Raw data from high-frequency observations of the ITB-MAWAS (Marine Automatic Weather Station) at Cirebon Jetty
Description
This dataset, titled “High-Frequency Observations dataset from the ITB Marine Automatic Weather Station (MAWAS) at Cirebon Jetty”, contains high-frequency coastal environmental observations collected at Cirebon Jetty, Indonesia (6.716131° S, 108.572581° E), from 1 October 2025 03:08:32 UTC to 4 May 2026 23:59:59 UTC. The quality-controlled release contains 3,298,281 records and includes the variables timestamp, water_level, temperature, humidity, pressure, wind_speed, and wind_direction. The dominant sampling interval is approximately 5 s, enabling analyses of short-timescale atmospheric and water-level variability. The dataset was compiled to provide an openly documented, high-frequency record for coastal monitoring, environmental analysis, and sensor-system evaluation, rather than to test a single hypothesis.

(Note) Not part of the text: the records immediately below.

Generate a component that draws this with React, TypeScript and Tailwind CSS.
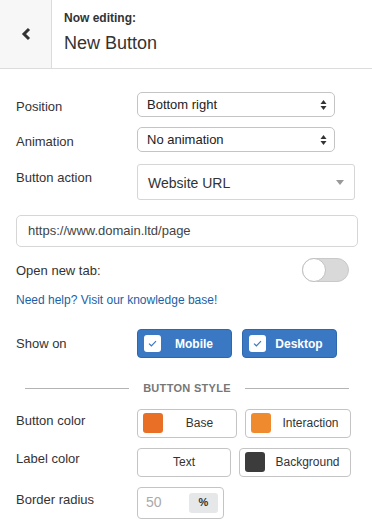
import React from 'react';

function UpDown() {
    return (
        <svg width="7" height="12" viewBox="0 0 7 12" className="text-[#333]">
            <path d="M3.5 1 L6.5 5 L0.5 5 Z" fill="currentColor" />
            <path d="M3.5 11 L6.5 7 L0.5 7 Z" fill="currentColor" />
        </svg>
    );
}

function Check() {
    return (
        <span className="w-[17px] h-[17px] bg-white rounded-[3px] flex items-center justify-center">
            <svg width="9" height="7" viewBox="0 0 9 7">
                <path d="M1 3.6 L3.4 5.8 L8 1.2" fill="none" stroke="#3a78c3" strokeWidth="1.2" />
            </svg>
        </span>
    );
}

function Row({ label, children, className = '', labelClass = '' }: { label: string; children: React.ReactNode; className?: string; labelClass?: string }) {
    return (
        <div className={`grid grid-cols-[121px_1fr] items-center ${className}`}>
            <span className={`text-[13px] leading-[16px] text-[#333] ${labelClass}`}>{label}</span>
            <div className="flex gap-[10px]">{children}</div>
        </div>
    );
}

export default function App() {
    return (
        <div className="w-[372px] h-[528px] bg-white overflow-hidden" style={{ fontFamily: '"Liberation Sans", Arial, sans-serif' }}>
            <div className="flex h-[69px] border-b border-[#dcdcdc]">
                <div className="w-[52px] bg-[#f7f7f7] border-r border-[#dcdcdc] flex items-center justify-center">
                    <svg width="12" height="14" viewBox="0 0 12 14">
                        <path d="M9 2 L4 7 L9 12" fill="none" stroke="#333" strokeWidth="3" />
                    </svg>
                </div>
                <div className="pl-[12px] pt-[9px]">
                    <div className="text-[12px] font-bold text-[#333]">Now editing:</div>
                    <div className="text-[18px] text-[#333] mt-[3px]">New Button</div>
                </div>
            </div>

            <div className="pl-4 pr-[14px]">
                <Row label="Position" className="mt-[23px]" labelClass="translate-y-[2px]">
                    <div className="w-[198px] h-[25px] border border-[#c4c4c4] rounded-[5px] flex items-center justify-between pl-[9px] pr-[7px] text-[13px] text-[#222]">
                        <span>Bottom right</span>
                        <UpDown />
                    </div>
                </Row>
                <Row label="Animation" className="mt-[10px]" labelClass="translate-y-[2px]">
                    <div className="w-[198px] h-[25px] border border-[#c4c4c4] rounded-[5px] flex items-center justify-between pl-[9px] pr-[7px] text-[13px] text-[#222]">
                        <span>No animation</span>
                        <UpDown />
                    </div>
                </Row>
                <Row label="Button action" className="mt-[12px]" labelClass="-translate-y-[4px]">
                    <div className="w-[218px] h-[36px] border border-[#d6d6d6] rounded-[3px] flex items-center justify-between pl-[10px] pr-[10px] text-[14px] text-[#333]">
                        <span className="mt-[2px]">Website URL</span>
                        <svg width="8" height="5" viewBox="0 0 8 5">
                            <path d="M0 0 L8 0 L4 5 Z" fill="#999" />
                        </svg>
                    </div>
                </Row>

                <div className="mt-[15px] h-[32px] border border-[#d6d6d6] rounded-[5px] flex items-center pl-[11px] text-[13px] text-[#444]">
                    https://www.domain.ltd/page
                </div>

                <div className="mt-[11px] flex items-center justify-between pr-[9px]">
                    <span className="text-[13px] text-[#333] mt-[1px]">Open new tab:</span>
                    <div className="w-[47px] h-[24px] rounded-full bg-[#d9d9d9] border border-[#c9c9c9] relative">
                        <span className="absolute -left-px -top-px w-[24px] h-[24px] rounded-full bg-white border border-[#c0c0c0]" />
                    </div>
                </div>

                <div className="mt-[10px] text-[12px] text-[#1b5fa6] leading-[16px]">Need help? Visit our knowledge base!</div>

                <Row label="Show on" className="mt-[21px]">
                    {['Mobile', 'Desktop'].map((t) => (
                        <div key={t} className="w-[95px] h-[29px] bg-[#3a78c3] border border-[#2f67ad] rounded-[4px] flex items-center pl-[6px]">
                            <Check />
                            <span className="flex-1 text-center text-[12px] font-bold text-white pr-[4px]">{t}</span>
                        </div>
                    ))}
                </Row>

                <div className="mt-[22px] flex items-center px-[9px]">
                    <div className="w-[104px] h-px bg-[#b3b3b3]" />
                    <span className="flex-1 text-center text-[11px] font-bold text-[#777] tracking-[0.3px]">BUTTON STYLE</span>
                    <div className="w-[104px] h-px bg-[#b3b3b3]" />
                </div>

                <div className="mt-[12px]">
                    <Row label="Button color" labelClass="-translate-y-[2px]">
                        <div className="flex gap-[8px]">
                            <div className="w-[100px] h-[29px] border border-[#c4c4c4] rounded-[4px] flex items-center pl-[5px]">
                                <span className="w-[20px] h-[20px] rounded-[3px] bg-[#e86f25]" />
                                <span className="flex-1 text-center text-[12px] text-[#333]">Base</span>
                            </div>
                            <div className="w-[106px] h-[29px] border border-[#c4c4c4] rounded-[4px] flex items-center pl-[5px]">
                                <span className="w-[20px] h-[20px] rounded-[3px] bg-[#f08a2e]" />
                                <span className="flex-1 text-center text-[12px] text-[#333]">Interaction</span>
                            </div>
                        </div>
                    </Row>
                    <Row label="Label color" className="mt-[10px]" labelClass="-translate-y-[3px]">
                        <div className="flex gap-[8px]">
                            <div className="w-[94px] h-[29px] border border-[#c4c4c4] rounded-[4px] flex items-center justify-center text-[12px] text-[#333]">
                                Text
                            </div>
                            <div className="w-[112px] h-[29px] border border-[#c4c4c4] rounded-[4px] flex items-center pl-[5px]">
                                <span className="w-[20px] h-[20px] rounded-[3px] bg-[#3c3c3c]" />
                                <span className="flex-1 text-center text-[12px] text-[#333]">Background</span>
                            </div>
                        </div>
                    </Row>
                    <Row label="Border radius" className="mt-[10px]" labelClass="-translate-y-[3px]">
                        <div className="w-[87px] h-[32px] border border-[#c4c4c4] rounded-[4px] flex items-center pl-[8px] pr-[5px] justify-between">
                            <span className="text-[14px] text-[#aaa]">50</span>
                            <span className="w-[29px] h-[20px] rounded-[3px] bg-[#e6e7e9] flex items-center justify-center text-[11px] font-bold text-[#333]">%</span>
                        </div>
                    </Row>
                </div>
            </div>
        </div>
    );
}
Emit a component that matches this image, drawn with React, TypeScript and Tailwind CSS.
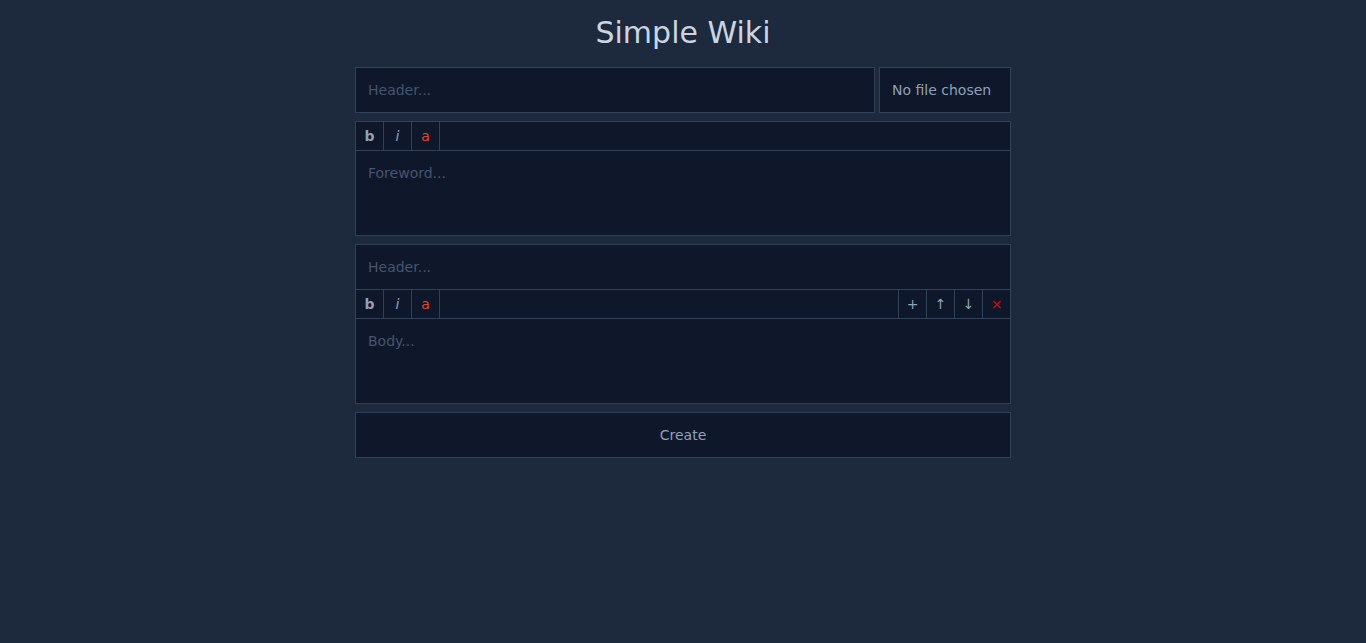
import { useState } from "react";

type Section = { id: number; header: string; body: string };

function Toolbar({ extra }: { extra?: boolean }) {
  const btn = "flex h-7 w-7 items-center justify-center border-r border-slate-700 text-sm";
  return (
    <div className="flex h-[29px] items-stretch border-b border-slate-700">
      <button type="button" className={`${btn} font-bold text-slate-400`}>b</button>
      <button type="button" className={`${btn} italic text-slate-400`}>i</button>
      <button type="button" className={`${btn} text-[#e5472b]`}>a</button>
      {extra && (
        <div className="ml-auto flex">
          <button type="button" className="flex h-7 w-7 items-center justify-center border-l border-slate-700 text-sm text-slate-400">+</button>
          <button type="button" className="flex h-7 w-7 items-center justify-center border-l border-slate-700 text-sm text-slate-400">↑</button>
          <button type="button" className="flex h-7 w-7 items-center justify-center border-l border-slate-700 text-sm text-slate-400">↓</button>
          <button type="button" className="flex h-7 w-7 items-center justify-center border-l border-slate-700 text-sm text-red-600">×</button>
        </div>
      )}
    </div>
  );
}

export default function App() {
  const [sections] = useState<Section[]>([{ id: 1, header: "", body: "" }]);

  return (
    <div
      className="min-h-[643px] bg-slate-800 text-slate-300"
      style={{ fontFamily: "'DejaVu Sans', sans-serif" }}
    >
      <div className="mx-auto flex w-[656px] flex-col gap-2 pt-[15px]">
        <h1 className="mb-[8px] text-center text-3xl leading-9 text-slate-300">Simple Wiki</h1>

        <div className="flex gap-1">
          <input
            placeholder="Header..."
            className="h-[46px] flex-1 border border-slate-700 bg-slate-900 px-3 text-sm text-slate-300 outline-none placeholder:text-slate-600"
          />
          <label className="flex h-[46px] w-[132px] items-center border border-slate-700 bg-slate-900 px-3 text-sm text-slate-400">
            No file chosen
          </label>
        </div>

        <div className="border border-slate-700 bg-slate-900">
          <Toolbar />
          <textarea
            placeholder="Foreword..."
            className="block h-[84px] w-full resize-none bg-slate-900 px-3 py-3 text-sm text-slate-300 outline-none placeholder:text-slate-600"
          />
        </div>

        {sections.map((s) => (
          <div key={s.id} className="border border-slate-700 bg-slate-900">
            <input
              placeholder="Header..."
              className="block h-[45px] w-full border-b border-slate-700 bg-slate-900 px-3 text-sm text-slate-300 outline-none placeholder:text-slate-600"
            />
            <Toolbar extra />
            <textarea
              placeholder="Body..."
              className="block h-[84px] w-full resize-none bg-slate-900 px-3 py-3 text-sm text-slate-300 outline-none placeholder:text-slate-600"
            />
          </div>
        ))}

        <button
          type="button"
          className="h-[46px] border border-slate-700 bg-slate-900 text-sm text-slate-400"
        >
          Create
        </button>
      </div>
    </div>
  );
}
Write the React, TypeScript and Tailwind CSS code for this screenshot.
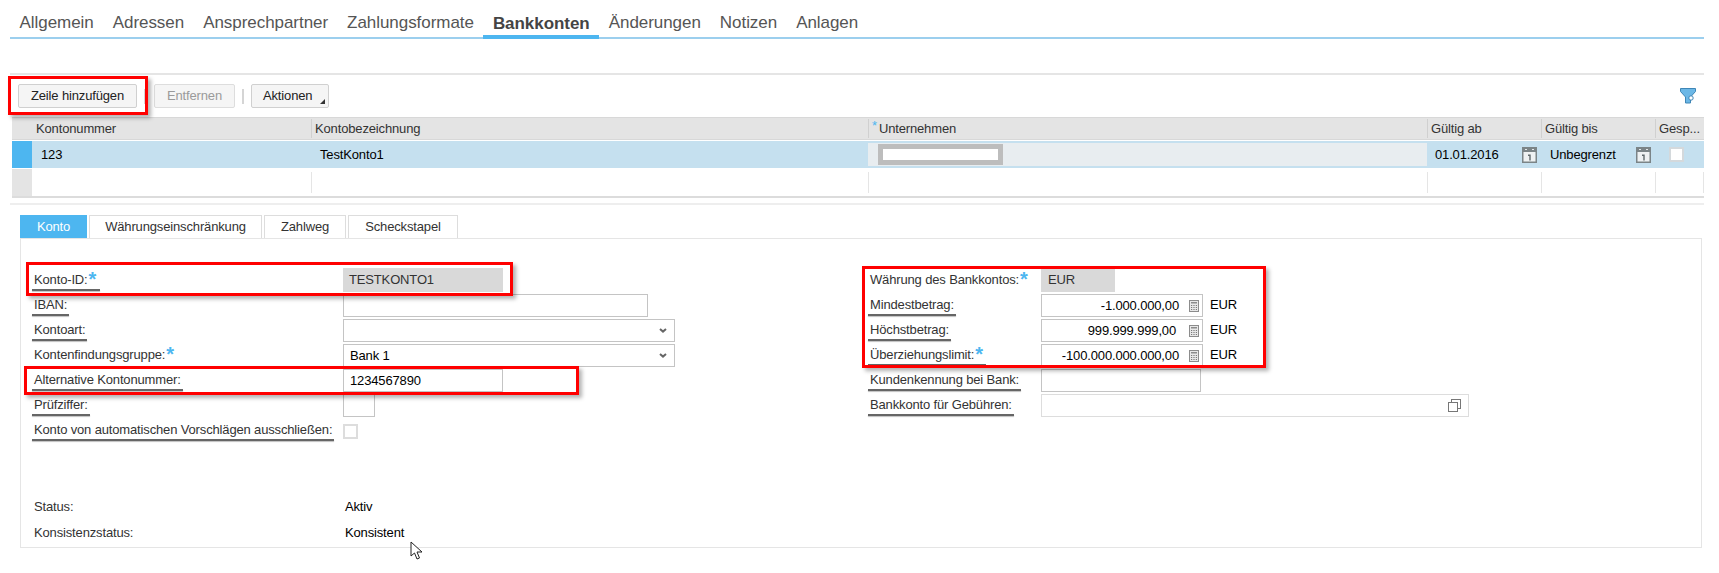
import React from "react"

const tabs = ["Allgemein", "Adressen", "Ansprechpartner", "Zahlungsformate", "Bankkonten", "Änderungen", "Notizen", "Anlagen"]
const cols = "grid-cols-[20px_279px_557px_559px_114px_114px_1fr]"

function CalendarIcon() {
  return (
    <svg width="15" height="16" viewBox="0 0 15 16" className="shrink-0">
      <rect x="0.75" y="0.75" width="13.5" height="14.5" fill="#eef1f2" stroke="#7b8487" strokeWidth="1.5" />
      <rect x="1" y="1" width="13" height="4" fill="#7b8487" />
      <rect x="3" y="2" width="2" height="1" fill="#e4e8ea" />
      <rect x="10" y="2" width="2" height="1" fill="#e4e8ea" />
      <path d="M6 7.5h2.7v6H7.3V9H6z" fill="#5f686b" />
    </svg>
  )
}

function CalcIcon() {
  return (
    <svg width="10" height="12" viewBox="0 0 10 12" className="shrink-0">
      <rect x="0.5" y="0.5" width="9" height="11" fill="#e8e8e8" stroke="#8c8c8c" />
      <rect x="2" y="2" width="6" height="1.5" fill="#8c8c8c" />
      <path d="M2 5h1.2v1H2zM4.4 5h1.2v1H4.4zM6.8 5H8v1H6.8zM2 7h1.2v1H2zM4.4 7h1.2v1H4.4zM6.8 7H8v1H6.8zM2 9h1.2v1H2zM4.4 9h1.2v1H4.4zM6.8 9H8v1H6.8z" fill="#7a7a7a" />
    </svg>
  )
}

function Label({ children, marked, star }: { children: React.ReactNode; marked?: boolean; star?: boolean }) {
  return (
    <span className="relative inline-block whitespace-nowrap text-[#333]">
      {children}
      {star && <span className="absolute ml-px -mt-px text-[20px] font-bold leading-[20px] text-[#4db6f0]">*</span>}
      {star && <span className="inline-block w-[10px]" />}
      {marked && <span className="absolute -left-[2px] -right-[2px] top-[19px] h-[2px] bg-[#666] shadow-[0_1px_1px_rgba(0,0,0,0.25)]" />}
    </span>
  )
}

function Field({ className = "", children }: { className?: string; children?: React.ReactNode }) {
  return <div className={"flex h-[23px] items-center border border-[#c4c4c4] bg-white px-[6px] " + className}>{children}</div>
}

function Row({ label, children }: { label: React.ReactNode; children?: React.ReactNode }) {
  return (
    <div className="flex h-[25px] items-end">
      <div className="flex h-[23px] items-center pb-[2px]">{label}</div>
      {children}
    </div>
  )
}

function Chevron() {
  return (
    <svg width="8" height="5" viewBox="0 0 8 5" className="ml-auto mr-[1px]">
      <path d="M1 1l3 2.6L7 1" fill="none" stroke="#666" strokeWidth="2" />
    </svg>
  )
}

function Amount({ value, pad }: { value: string; pad: string }) {
  return (
    <>
      <Field className="w-[162px] justify-end pr-[3px]">
        <span className={pad}>{value}</span>
        <CalcIcon />
      </Field>
      <span className="ml-[7px] self-center pt-[1px] text-black">EUR</span>
    </>
  )
}

export default function App() {
  return (
    <div className="relative h-[573px] w-[1719px] overflow-hidden bg-white font-['Liberation_Sans',Arial,sans-serif] text-[13px] tracking-[-0.15px] text-black">
      {/* Main tabs */}
      <div className="ml-[10px] mr-[15px] flex h-[39px] items-end border-b-2 border-[#9ccfee] tracking-[-0.05px]">
        {tabs.map((t) => (
          <div
            key={t}
            className={
              t === "Bankkonten"
                ? "-mb-[2px] flex h-[30px] items-center border-b-[4px] border-[#4db6f0] px-[9.5px] pt-[3px] text-[17px] font-bold text-[#444]"
                : "flex h-[28px] items-center px-[9.5px] pb-[1px] text-[17px] text-[#555]"
            }
          >
            {t}
          </div>
        ))}
      </div>

      {/* Toolbar */}
      <div className="ml-[10px] mr-[15px] mt-[34px] flex h-[44px] items-center border-t-2 border-[#e5e5e5] px-[8px]">
        <button className="flex h-[24px] w-[119px] items-center justify-center rounded-[2px] border border-[#d0d0d0] bg-[#f5f5f5] text-[#222]">Zeile hinzufügen</button>
        <span className="ml-[7px] h-[15px] w-[2px] bg-[#d5d5d5]" />
        <button className="ml-[8px] flex h-[24px] w-[81px] items-center justify-center rounded-[2px] border border-[#ddd] bg-[#f5f5f5] text-[#9a9a9a]">Entfernen</button>
        <span className="ml-[7px] h-[15px] w-[2px] bg-[#d5d5d5]" />
        <button className="relative ml-[7px] flex h-[24px] w-[78px] items-center rounded-[2px] border border-[#d0d0d0] bg-[#f5f5f5] pl-[11px] text-[#222]">
          Aktionen
          <span className="absolute bottom-[3px] right-[3px] h-0 w-0 border-b-[5px] border-l-[5px] border-b-[#333] border-l-transparent" />
        </button>
        <svg width="16" height="16" viewBox="0 0 16 16" className="ml-auto">
          <path d="M0.5 0.5h15v3L10.5 9v6h-5V9L.5 3.5z" fill="#6bb7e6" stroke="#3f86b6" />
          <circle cx="11" cy="10" r="2.2" fill="#fff" stroke="#3f86b6" />
          <path d="M10.5 12v3" stroke="#3f86b6" />
        </svg>
      </div>

      {/* Table */}
      <div className="ml-[10px] mr-[15px] border-b-2 border-[#eee] pb-[5px]">
        <div className="ml-[2px] border-b-2 border-[#dcdcdc]">
          <div className={"grid h-[23px] items-center border-y border-[#d8d8d8] bg-[#e4e4e4] text-[#333] " + cols}>
            <div />
            <div className="pl-[4px]">Kontonummer</div>
            <div className="border-l border-[#d0d0d0] pl-[3px]">Kontobezeichnung</div>
            <div className="border-l border-[#d0d0d0] pl-[3px]"><span className="relative -top-[3px] text-[#4db6f0]">*</span><span className="ml-[2px]">Unternehmen</span></div>
            <div className="border-l border-[#d0d0d0] pl-[3px]">Gültig ab</div>
            <div className="border-l border-[#d0d0d0] pl-[3px]">Gültig bis</div>
            <div className="border-l border-[#d0d0d0] pl-[3px]">Gesp...</div>
          </div>
          <div className={"mt-px grid h-[27px] items-center bg-[#c5e0ef] " + cols}>
            <div className="h-full bg-[#4db6f0]" />
            <div className="pl-[9px]">123</div>
            <div className="pl-[9px]">TestKonto1</div>
            <div className="flex h-[23px] items-center bg-[#e8edf0] pl-[10px]">
              <div className="flex h-[21px] w-[125px] items-center justify-center bg-[#bdbdbd]">
                <div className="h-[11px] w-[115px] bg-white" />
              </div>
            </div>
            <div className="flex items-center pl-[8px] pr-[4px]">01.01.2016<span className="ml-auto"><CalendarIcon /></span></div>
            <div className="flex items-center pl-[9px] pr-[4px]">Unbegrenzt<span className="ml-auto"><CalendarIcon /></span></div>
            <div className="pl-[14px]"><div className="h-[15px] w-[15px] border-2 border-[#d4d9dc] bg-white" /></div>
          </div>
          <div className={"mt-px grid h-[27px] items-stretch py-[3px] " + cols}>
            <div className="-my-[3px] bg-[#e4e4e4]" />
            <div />
            <div className="border-l border-[#e5e5e5]" />
            <div className="border-l border-[#e5e5e5]" />
            <div className="border-l border-[#e5e5e5]" />
            <div className="border-l border-[#e5e5e5]" />
            <div className="border-x border-[#e5e5e5]" />
          </div>
        </div>
      </div>

      {/* Detail tabs */}
      <div className="ml-[20px] mr-[17px] mt-[10px] flex h-[24px] items-end gap-[2px] border-b border-[#e5e5e5] text-[#333]">
        <div className="flex h-[23px] w-[67px] items-center justify-center bg-[#4db6f0] text-white">Konto</div>
        <div className="flex h-[23px] w-[173px] items-center justify-center border border-b-0 border-[#ddd]">Währungseinschränkung</div>
        <div className="flex h-[23px] w-[82px] items-center justify-center border border-b-0 border-[#ddd]">Zahlweg</div>
        <div className="flex h-[23px] w-[110px] items-center justify-center border border-b-0 border-[#ddd]">Scheckstapel</div>
      </div>

      {/* Detail form */}
      <div className="ml-[20px] mr-[17px] h-[309px] border-x border-b border-[#e5e5e5] pl-[13px] pt-[28px]">
        <div className="flex">
          <div className="w-[836px]">
            <div className="[&>div>div:first-child]:w-[309px]">
              <Row label={<Label marked star>Konto-ID:</Label>}>
                <div className="flex h-[24px] w-[160px] items-center bg-[#d9d9d9] px-[6px] text-[#333]">TESTKONTO1</div>
              </Row>
              <Row label={<Label marked>IBAN:</Label>}><Field className="w-[305px]" /></Row>
              <Row label={<Label marked>Kontoart:</Label>}><Field className="w-[332px]"><Chevron /></Field></Row>
              <Row label={<Label star>Kontenfindungsgruppe:</Label>}><Field className="w-[332px]">Bank 1<Chevron /></Field></Row>
              <Row label={<Label marked>Alternative Kontonummer:</Label>}><Field className="w-[160px]">1234567890</Field></Row>
              <Row label={<Label marked>Prüfziffer:</Label>}><Field className="w-[32px]" /></Row>
              <Row label={<Label marked>Konto von automatischen Vorschlägen ausschließen:</Label>}>
                <div className="mb-[3px] h-[15px] w-[15px] border-2 border-[#ddd] bg-white" />
              </Row>
            </div>
            <div className="mt-[52px] [&>div]:flex [&>div]:h-[26px] [&>div]:items-center [&>div>span:first-child]:w-[311px]">
              <div><span className="text-[#333]">Status:</span><span>Aktiv</span></div>
              <div><span className="text-[#333]">Konsistenzstatus:</span><span>Konsistent</span></div>
            </div>
          </div>
          <div className="[&>div>div:first-child]:w-[171px]">
            <Row label={<Label star>Währung des Bankkontos:</Label>}>
              <div className="flex h-[24px] w-[74px] items-center bg-[#d9d9d9] px-[7px] text-[#333]">EUR</div>
            </Row>
            <Row label={<Label marked>Mindestbetrag:</Label>}><Amount value="-1.000.000,00" pad="mr-[10px]" /></Row>
            <Row label={<Label marked>Höchstbetrag:</Label>}><Amount value="999.999.999,00" pad="mr-[13px]" /></Row>
            <Row label={<Label marked star>Überziehungslimit:</Label>}><Amount value="-100.000.000.000,00" pad="mr-[10px]" /></Row>
            <Row label={<Label marked>Kundenkennung bei Bank:</Label>}><Field className="w-[160px]" /></Row>
            <Row label={<Label marked>Bankkonto für Gebühren:</Label>}>
              <Field className="w-[428px] border-[#ddd]">
                <svg width="13" height="13" viewBox="0 0 13 13" className="ml-auto mr-[1px]">
                  <rect x="3.5" y="0.5" width="9" height="9" fill="#fff" stroke="#777" />
                  <rect x="0.5" y="3.5" width="9" height="9" fill="#fff" stroke="#777" />
                </svg>
              </Field>
            </Row>
          </div>
        </div>
      </div>

      {/* Red highlight boxes drawn over the form */}
      <div className="pointer-events-none absolute left-[8px] top-[76px] h-[39px] w-[140px] border-[3px] border-[#f00] shadow-[3px_3px_4px_rgba(0,0,0,0.3)]" />
      <div className="pointer-events-none absolute left-[26px] top-[262px] h-[34px] w-[487px] border-[3px] border-[#f00] shadow-[3px_3px_4px_rgba(0,0,0,0.3)]" />
      <div className="pointer-events-none absolute left-[24px] top-[366px] h-[29px] w-[555px] border-[3px] border-[#f00] shadow-[3px_3px_4px_rgba(0,0,0,0.3)]" />
      <div className="pointer-events-none absolute left-[862px] top-[266px] h-[102px] w-[404px] border-[3px] border-[#f00] shadow-[3px_3px_4px_rgba(0,0,0,0.3)]" />

      {/* Mouse pointer */}
      <svg width="14" height="20" viewBox="0 0 14 20" className="absolute left-[410px] top-[541px]">
        <path d="M1 1v14l3.5-3 2.5 6 2.5-1-2.5-6H12z" fill="#fff" stroke="#222" strokeWidth="1" />
      </svg>
    </div>
  )
}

Observations were acquired by the ITB MAWAS platform using RS485 sensors for wind speed, wind direction, air temperature, humidity, barometric pressure, and ultrasonic water-level measurement. Data were transmitted in real time through an ESP32-based logger and a cellular modem using MQTT to a remote server, then archived as daily JSON files. A key point for interpretation is the water_level variable. The ultrasonic sensor measured the air-column distance between the sensor and the dynamic water surface. Therefore, the published water-level series was transformed as 338 - raw water_level so that the released values represent corrected water level relative to the installation reference. Quality control was applied at the variable level using local spike screening based on rolling median and median absolute deviation, together with conservative range checks. Flagged outliers were not removed as rows; instead, affected values were replaced with blank entries while preserving the original timestamps. The dataset supports applications in coastal meteorology, nearshore monitoring, time-series analysis, data-quality assessment, and benchmarking of real-time marine observation systems in tropical coastal environments.
Files
Steps to reproduce
1. The ITB Marine Automatic Weather Station (MAWAS) was installed at Cirebon Jetty, Indonesia (6.716131° S, 108.572581° E). The station used RS485 sensors for wind speed (WS200 A-3-N), wind direction (WD300 A-3), air temperature-humidity-barometric pressure (S-THP-01A), and water level (750 cm ultrasonic level sensor). The system was powered by a 40 WP solar panel, solar charge controller, and 14 V lithium battery. 2. Sensor outputs were acquired by an ESP32-based logger. The logger transmitted observations in real time through a cellular modem using the MQTT protocol to a remote server. No local onboard storage was used; therefore, the archived data represent server-side records received from the telemetry stream. 3. Raw observations were archived as daily JSON files. Each record contained a UTC timestamp and the measured environmental variables. The official observation period used for this release spans from 1 October 2025 03:08:32 UTC to 4 May 2026 23:59:59 UTC. 4. The daily JSON files were merged into a unified time-series table. Only the variables used in the published dataset were retained: timestamp, water_level, temperature, humidity, pressure, wind_speed, and wind_direction. 5. Water level required transformation before publication. Because the ultrasonic sensor measured the air-column distance between the sensor and the dynamic water surface, the released water-level variable was calculated as: water_level = 338 - raw water_level. 6. Quality control was applied variable by variable using local spike detection based on rolling median and median absolute deviation, supported by conservative range checks. Values identified as outliers were replaced with blank entries, while timestamps were preserved. 7.The final release was exported as quality-controlled ASCII/CSV files for reuse in coastal meteorology, water-level analysis, and high-frequency environmental monitoring studies.